The other tricky part of rowing in Northeast Ohio is dealing with the freight traffic. 

“The city of Cleveland is a port, so the freighter traffic is very prominent,” Meininghaus says. “Every so often, you’ll be at a practice and you’ll see a freighter, which is as long as Terminal Tower is tall. So you have to understand it as a coach and teach your crews how to get into the safety passing zones and wait for it to go by.”  


Appealing to Higher Education Institutions 

Since rowing is such a unique sport, it can help students stand out among college admissions counselors — especially for young women. 

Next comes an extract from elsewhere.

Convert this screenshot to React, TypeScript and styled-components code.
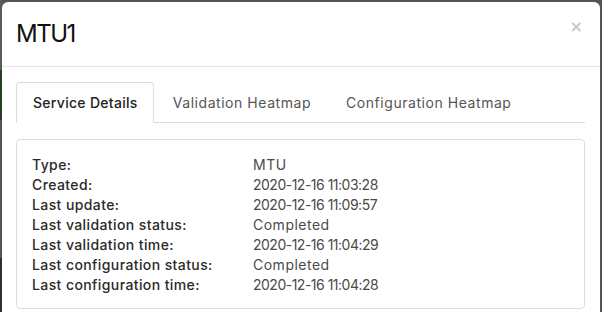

“Rowing is the number one most scholarship sport for female athletes — and for male athletes we see a good number of scholarships, as well,” Summers says. “It also differentiates you. It’s something special and admission counselors know the work that goes into being part of rowing team.” 

What makes rowing so special compared to other sports? The coaches say it’s the dedication and work ethic that athletes possess. 

“I think they understand that you’re doing a sport that’s fairly difficult, you’ve made the commitment, you probably have a good work ethic and you’ve done a complicated sport and completed your education,” Mariuzza says. 

If your child is interested in participating in a collegiate sport at their dream school, rowing could be the perfect opportunity. 

“Rowing opens up a lot of doors for students to go to universities that they never would have thought they would be able to go to because there’s so many varsity rowing programs in the country,” Meininghaus adds. 



What Parents Should Know

If your child is interested in rowing, there’s a few things you should consider:

  • Check out a camp or open house to “test the waters” of rowing before you commit.
  • While your child might not need previous athletic experience, they will need to pass a swimming test since rowers do not wear life jackets on the water.
  • To manage the costs of rowing sports, some programs offer payment plans or youth scholarships for athletes.